I didn't know how much time it'd take to find a tree, so we left in the morning an hour or so after sunrise, figuring that would give us plenty of time. Though it was incredibly windy in Sequim, in the mountains the weather was calm. The sun was shining and though the temperature was slightly brisk, it was a gorgeous day for tree hunting.

We headed up Lost Mountain Road and turned onto Slab Camp Road, also known as Forest Service Road 2870. Just in case, we scoped out the trees alongside the road. There sure were a bunch of them, but none of them were exactly what we were hoping for. See, the forest service isn't planting that many trees anymore. That means there are few young trees of an appropriate size for a Christmas tree. If we had a house with 18-foot ceilings, we could probably find an awesome Christmas tree nearing the maximum size allowed under the permit. But we were looking for an apartment-sized tree to squeeze into our dining nook. There weren't many of those.
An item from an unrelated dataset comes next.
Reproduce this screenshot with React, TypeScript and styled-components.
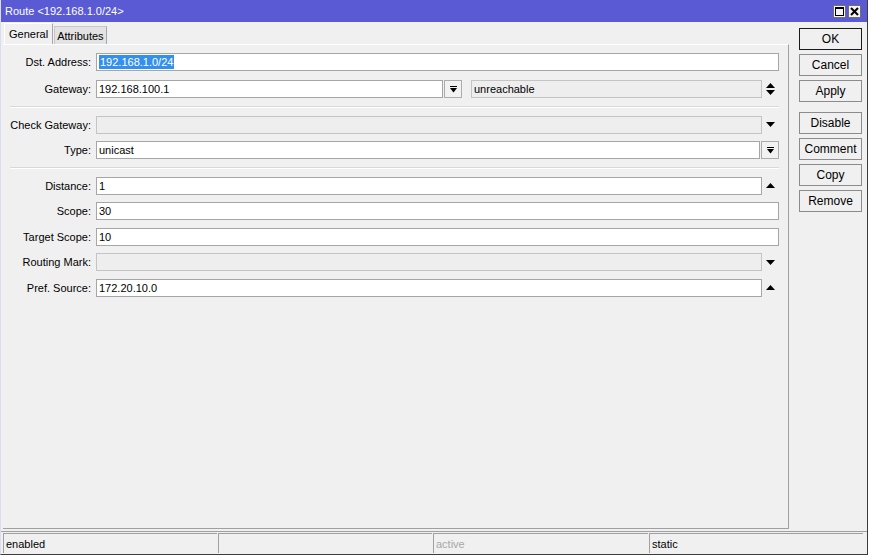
import * as React from "react";
import styled, { createGlobalStyle } from "styled-components";

const GlobalStyle = createGlobalStyle`
  html, body {
    margin: 0;
    padding: 0;
    background: #ffffff;
  }
  body {
    font-family: "Liberation Sans", Arial, sans-serif;
    font-size: 11px;
    color: #000;
  }
`;

const SWindow = styled.div`
  width: 868px;
  height: 555px;
  box-sizing: border-box;
  display: flex;
  flex-direction: column;
  background: #f0f0f0;
  border-left: 1px solid #dcdcf0;
  border-right: 1px solid #3c3c3c;
  border-bottom: 1px solid #3c3c3c;
`;

const STitleBar = styled.div`
  height: 22px;
  flex: none;
  display: flex;
  align-items: center;
  justify-content: space-between;
  padding: 0 6px 0 4px;
  background: #5a5ad4;
  color: #fff;
  font-size: 11px;
`;

const STitleButtons = styled.div`
  display: flex;
  gap: 2px;
`;

const STitleButton = styled.div`
  width: 13px;
  height: 13px;
  box-sizing: border-box;
  background: #f4f4f4;
  border: 1px solid #707070;
  display: flex;
  align-items: center;
  justify-content: center;
`;

const SBody = styled.div`
  flex: 1;
  display: flex;
  min-height: 0;
`;

const SLeft = styled.div`
  width: 788px;
  display: flex;
  flex-direction: column;
  padding-left: 2px;
  box-sizing: border-box;
`;

const STabs = styled.div`
  height: 22px;
  display: flex;
  align-items: flex-end;
  padding-left: 1px;
`;

const STab = styled.div<{ $active?: boolean }>`
  height: ${(p) => (p.$active ? "21px" : "18px")};
  box-sizing: border-box;
  padding: 0 ${(p) => (p.$active ? "4px" : "2px")};
  display: flex;
  align-items: center;
  background: ${(p) => (p.$active ? "#f0f0f0" : "#e3e3e3")};
  border-top: 1px solid ${(p) => (p.$active ? "#ffffff" : "#c8c8c8")};
  border-left: 1px solid ${(p) => (p.$active ? "#ffffff" : "#c8c8c8")};
  border-right: 1px solid #a8a8a8;
  margin-left: ${(p) => (p.$active ? "0" : "1px")};
`;

const SPanel = styled.div`
  flex: 1;
  box-sizing: border-box;
  border-top: 1px solid #ffffff;
  border-right: 1px solid #a0a0a0;
  border-bottom: 1px solid #a0a0a0;
  margin-bottom: 2px;
  padding: 8px 9px 0 0;
`;

const SRow = styled.div<{ $after?: number }>`
  display: grid;
  grid-template-columns: 88px 1fr;
  column-gap: 5px;
  height: 18px;
  margin-bottom: ${(p) => p.$after ?? 7.5}px;
  align-items: center;
`;

const SLabel = styled.div`
  text-align: right;
  white-space: nowrap;
`;

const SFieldArea = styled.div`
  display: flex;
  height: 100%;
  align-items: stretch;
`;

const SInput = styled.div<{ $disabled?: boolean; $width?: number }>`
  flex: ${(p) => (p.$width ? "none" : "1")};
  width: ${(p) => (p.$width ? `${p.$width}px` : "auto")};
  box-sizing: border-box;
  border: 1px solid ${(p) => (p.$disabled ? "#c4c4c4" : "#a6a6a6")};
  background: ${(p) => (p.$disabled ? "#eeeeee" : "#ffffff")};
  color: #000;
  display: flex;
  align-items: center;
  padding-left: 2px;
  white-space: nowrap;
  overflow: hidden;
`;

const SSelected = styled.span`
  background: #3390ec;
  color: #fff;
  padding: 1px 1px;
`;

const SSideArrow = styled.div`
  width: 17px;
  flex: none;
  display: flex;
  align-items: center;
  justify-content: center;
`;

const SDropButton = styled.div`
  width: 18px;
  flex: none;
  box-sizing: border-box;
  border: 1px solid #acacac;
  background: #f2f2f2;
  margin-left: 1px;
  display: flex;
  align-items: center;
  justify-content: center;
`;

const SSeparator = styled.div<{ $top: number }>`
  margin: ${(p) => p.$top}px 0 8px 7px;
  height: 1px;
  background: #d9d9d9;
  border-bottom: 1px solid #ffffff;
`;

const SButtons = styled.div`
  width: 63px;
  margin-left: 10px;
  padding-top: 6px;
  display: flex;
  flex-direction: column;
  gap: 4px;
`;

const SButton = styled.div<{ $default?: boolean; $spaced?: boolean }>`
  height: 22px;
  box-sizing: border-box;
  border: 1px solid ${(p) => (p.$default ? "#1a1a1a" : "#8c8c8c")};
  background: #f0f0f0;
  display: flex;
  align-items: center;
  justify-content: center;
  font-size: 12px;
  margin-top: ${(p) => (p.$spaced ? "6px" : "0")};
`;

const SStatusBar = styled.div`
  height: 23px;
  flex: none;
  box-sizing: border-box;
  border-top: 1px solid #a0a0a0;
  display: grid;
  grid-template-columns: 214px 214px 215px 1fr;
  gap: 1px;
  padding: 0 4px 1px 2px;
`;

const SStatusCell = styled.div<{ $dim?: boolean }>`
  border-top: 1px solid #a0a0a0;
  border-left: 1px solid #a0a0a0;
  margin-top: 1px;
  padding-left: 2px;
  display: flex;
  align-items: center;
  color: ${(p) => (p.$dim ? "#a8a8a8" : "#000")};
`;

const Tri = ({ dir }: { dir: "up" | "down" }) => (
  <svg width="9" height="5" viewBox="0 0 9 5">
    {dir === "up" ? (
      <polygon points="0,5 9,5 4.5,0" fill="#000" />
    ) : (
      <polygon points="0,0 9,0 4.5,5" fill="#000" />
    )}
  </svg>
);

const UpDown = () => (
  <svg width="9" height="12" viewBox="0 0 9 12">
    <polygon points="0,5 9,5 4.5,0" fill="#000" />
    <polygon points="0,7 9,7 4.5,12" fill="#000" />
  </svg>
);

const DropIcon = () => (
  <svg width="7" height="7" viewBox="0 0 7 7">
    <rect x="0" y="0" width="7" height="1" fill="#000" />
    <polygon points="0,2 7,2 3.5,6.5" fill="#000" />
  </svg>
);

type Side = "none" | "up" | "down" | "drop";

const Field = (props: {
  label: string;
  value?: React.ReactNode;
  disabled?: boolean;
  side?: Side;
  after?: number;
}) => {
  const { label, value, disabled, side = "none", after } = props;
  return (
    <SRow $after={after}>
      <SLabel>{label}:</SLabel>
      <SFieldArea>
        <SInput $disabled={disabled}>{value}</SInput>
        {side === "up" && (
          <SSideArrow>
            <Tri dir="up" />
          </SSideArrow>
        )}
        {side === "down" && (
          <SSideArrow>
            <Tri dir="down" />
          </SSideArrow>
        )}
        {side === "drop" && (
          <SDropButton>
            <DropIcon />
          </SDropButton>
        )}
      </SFieldArea>
    </SRow>
  );
};

const App = () => {
  return (
    <>
      <GlobalStyle />
      <SWindow>
        <STitleBar>
          <span>Route &lt;192.168.1.0/24&gt;</span>
          <STitleButtons>
            <STitleButton>
              <svg width="9" height="9" viewBox="0 0 9 9">
                <rect x="0.5" y="0.5" width="8" height="8" fill="none" stroke="#000" />
                <rect x="0" y="0" width="9" height="2" fill="#000" />
              </svg>
            </STitleButton>
            <STitleButton>
              <svg width="9" height="9" viewBox="0 0 9 9">
                <path d="M1 1 L8 8 M8 1 L1 8" stroke="#000" strokeWidth="2" />
              </svg>
            </STitleButton>
          </STitleButtons>
        </STitleBar>
        <SBody>
          <SLeft>
            <STabs>
              <STab $active>General</STab>
              <STab>Attributes</STab>
            </STabs>
            <SPanel>
              <Field
                label="Dst. Address"
                value={<SSelected>192.168.1.0/24</SSelected>}
                after={9}
              />
              <SRow>
                <SLabel>Gateway:</SLabel>
                <SFieldArea>
                  <SInput $width={347}>192.168.100.1</SInput>
                  <SDropButton>
                    <DropIcon />
                  </SDropButton>
                  <SInput $disabled style={{ marginLeft: 9 }}>
                    unreachable
                  </SInput>
                  <SSideArrow>
                    <UpDown />
                  </SSideArrow>
                </SFieldArea>
              </SRow>
              <SSeparator $top={1.5} />
              <Field label="Check Gateway" disabled side="down" />
              <Field label="Type" value="unicast" side="drop" />
              <SSeparator $top={0} />
              <Field label="Distance" value="1" side="up" />
              <Field label="Scope" value="30" />
              <Field label="Target Scope" value="10" />
              <Field label="Routing Mark" disabled side="down" />
              <Field label="Pref. Source" value="172.20.10.0" side="up" />
            </SPanel>
          </SLeft>
          <SButtons>
            <SButton $default>OK</SButton>
            <SButton>Cancel</SButton>
            <SButton>Apply</SButton>
            <SButton $spaced>Disable</SButton>
            <SButton>Comment</SButton>
            <SButton>Copy</SButton>
            <SButton>Remove</SButton>
          </SButtons>
        </SBody>
        <SStatusBar>
          <SStatusCell>enabled</SStatusCell>
          <SStatusCell />
          <SStatusCell $dim>active</SStatusCell>
          <SStatusCell>static</SStatusCell>
        </SStatusBar>
      </SWindow>
    </>
  );
};

export default App;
We soon came to the 050 spur and pulled onto it. We parked almost immediately and scouted a few trees at the edge of a large clearing littered with broken clay pigeons and shotgun shells. There were some, but they all seemed kind of spindly or uneven. Two trees would grow right next to each other and each would have thick branches on just one side.

We drove slowly down the spur, stopping here and there to check out the saplings sprouting in the sunlight at the road edge. Deeper in the forest there were only adult trees. We weren't having much luck and I wondered if we'd have to drive around all day. Then we found Christmas Tree Alley. I'm pretty sure that's not the real name, but it sure looked like it. Tree after Christmas-tree-sized tree lined the narrow road leading off 050. It didn't look like elk habitat, but it looked like there might be a tree there somewhere we could take home.

We skipped down the trail from tree to tree, checking to see if the branches were thick enough, it was the right height, had branches on all sides, etc. We found a few to come back to in the event of nothing better but kept going in search of the mythical perfect tree. Eventually we went back to the best of our fallbacks. It was the right height, branches were evenly spaced all around. It looked a lot thinner and sparser than the pruned trees one finds on a tree farm or pre-cut tree lot, but it was quite charming.

I took out my hand-powered chain saw - basically a length of bladed chain with loop handles at each end - and set to work. I'd never used the saw before and marveled at how quickly it cut through the tree - in less than 30 seconds it toppled onto my head. We carried it back to the car, tied it to the roof with rope and attached the orange permit to the tree trunk.

We borrowed a spare stand from Mandy's folks and headed down to Olympia to set up the tree. I had to cut off a couple of the lowest branches with a steak knife (the chain saw was too big for the little branches and the wood was too green to easily snap them off) to get it to fit. We decorated it with lights strung around the trunk (they weighed the branches down too much and the wiring was too obvious on such a sparse tree), a handful of ornaments including some clay decorations we'd made at a do-it-yourself place in Olympia and garlands of popcorn and cranberries threaded on string.

It was almost as much fun to make the decorations as it was to get the tree. Even though it's sort of a tall Charlie Brown tree, it was a lot of fun to get. In fact, it might be the best $5 I spent all year.